After a week of diving in Moalboal, I went back on a bumpy busride to Cebu, enjoying the beautiful scenery along the way. There, I booked a flight for my next destination - the small island of Boracay, off the coast of Panay. At the check-in desk in the departure hall of Cebu’s Mactan airport, I at first thought they made a joke when the attendants asked me to step on the luggage weighing scale, but no, they were serious. I started wondering how small the aircraft would be, as I made my way to the departure lounge. It turned out to be the smallest airplane I have ever been in, a 12-seater LET, painted bright red. From the cabin, you had a view of the cockpit and the back of the heads of the pilot and co-pilot, as they started the first propellor, and then the second one. A member of the groundcrew quickly yelled the safety instructions to us, before she left the plane herself and closed the door behind her. The craft needed only a small part of the runway before it ascended steeply, leaving Cebu behind us. After an hour, flying high above the water dotted with islands, the plane descended, and just when it seemed it was flying into the mountains of Panay, it made a sharp turn.
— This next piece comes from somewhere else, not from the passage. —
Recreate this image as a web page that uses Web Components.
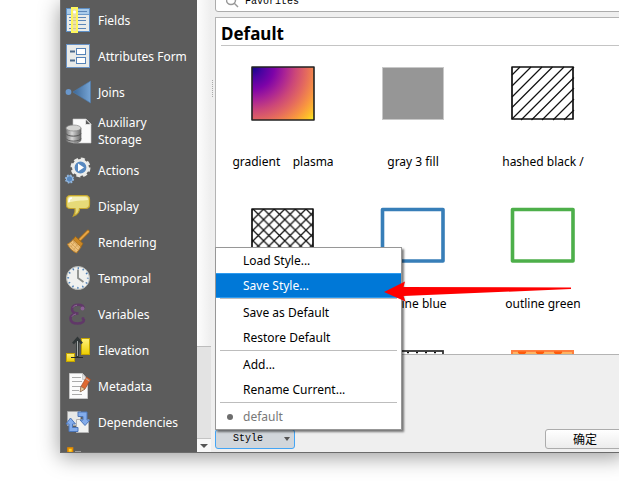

We were flying 30 meters above the surf, then fishing boats and beach, followed by houses and palm trees, and we flew so low that it seemed almost possible to grab some coconuts. Ten seconds later the plane touched down on the airstrip, followed by the sound of the screeching of brakes. The plane taxied to a tiny parking lot with one other, bigger airplane, a helicopter and a handful of ground crew, and the pilot neatly parked it next to the other airplane. He then removed his headphones, turned his head around, and personally welcomed us to Caticlan - Boracay airport. It was four days before Christmas, I was looking forward to exploring Boracay, unaware of the impending disaster that would shake the world, only five days later.